In a scenario that sounds like the opening for a “Zombies From Outer Space” movie, the European Space Agency released a photo of a never-before-seen star that was formed when two dead white dwarf stars collided – but instead of destroying each other, the white dwarfs merged into a new kind of zombie star that’s not really alive but still emitting a very bright X-ray light that’s expected to last a brief (in star time) 10,000 years before a ship can arrive and blow the zombie star’s brains out and chase down any zombie space ships it had launched.
Just kidding … it will last until the zombie star collapses into itself, forming a neutron star. Throw those zombie spaceships and the brain-blowing mission back in – is it plot-worthy?
“Recently, a WD merger product, IRAS 00500+6713, was identified. IRAS 00500+6713 consists of a central star embedded in a circular nebula. The analysis of the optical spectrum of the central star revealed that it is hot, hydrogen, and helium free, and it drives an extremely fast wind with a record breaking speed.”
From the journal Astronomy & Astrophysics comes that astronomer-speak analysis of an event that was first discovered in the constellation Cassiopeia (if you think that would be a good name for a band, it’s already taken (minus one 's')) by researchers at the University of Bonn in Germany and the Russian Academy of Sciences using NASA's Wide-field Infrared Survey Explorer (WISE) space telescope. Lacking both hydrogen and helium, two elements found in white dwarfs, the astronomers speculated that J005311 was something never seen before – the product of a white dwarf collision that became reanimated and started burning again. But how?
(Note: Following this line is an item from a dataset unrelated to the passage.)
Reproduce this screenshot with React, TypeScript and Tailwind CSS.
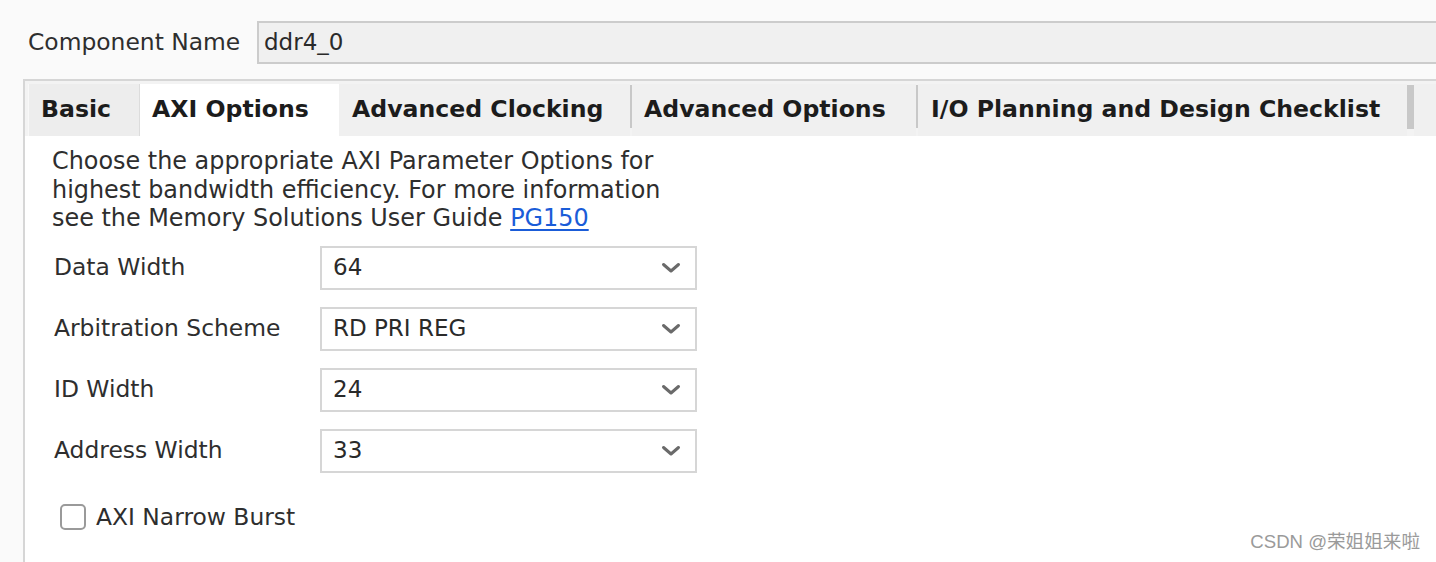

“Low-resolution X-ray spectra reveal large neon, magnesium, silicon, and sulfur enrichment of the central star and the nebula. We conclude that IRAS 00500+6713 resulted from a merger of an ONe and a CO WD, which supports earlier suggestion for a super-Chandrasekhar mass of this object. X-ray analysis indicates that the merger was associated with an episode of carbon burning and possibly accompanied by an SN Iax.”
Unfortunately, Google Translate doesn’t work on astronomer-speak. The study reveals that astrophysicist Lidia Oskinova of the University of Potsdam led a team using the ESA's XMM-Newton X-ray telescope to look at both J005311 and the nebula surrounding it -- IRAS 00500+6713. What they determined was that the colliding white dwarfs (that band name isn’t used yet) were distinct – one was primarily oxygen and neon (ONe) while the other was carbon monoxide (CO). The neon explains why the zombie star (photo here) glows green.
"Such an event is extremely rare. There are probably not even half a dozen such objects in the Milky Way, and we have discovered one of them."
Dr. Götz Gräfener from the Argelander Institute for Astronomy (AIfA) at the University of Bonn explains in the press release what a big deal this zombie star is. Unfortunately, its zombie lifespan is brief. J005311 will turn its elements into iron in just a few thousand years, fading away its glow. It will then collapse under its own gravity while its former electrons and protons fuse into neutrons. The end result will be an incredibly dense neutron star measuring only few kilometers in diameter. However, like all zombies, it will go out with a bang – in this case, a supernova explosion.
A movie-worthy ending for a unique zombie star. Throw in a parting shot of a small object emerging from the explosion and we’ve got the potential for a sequel.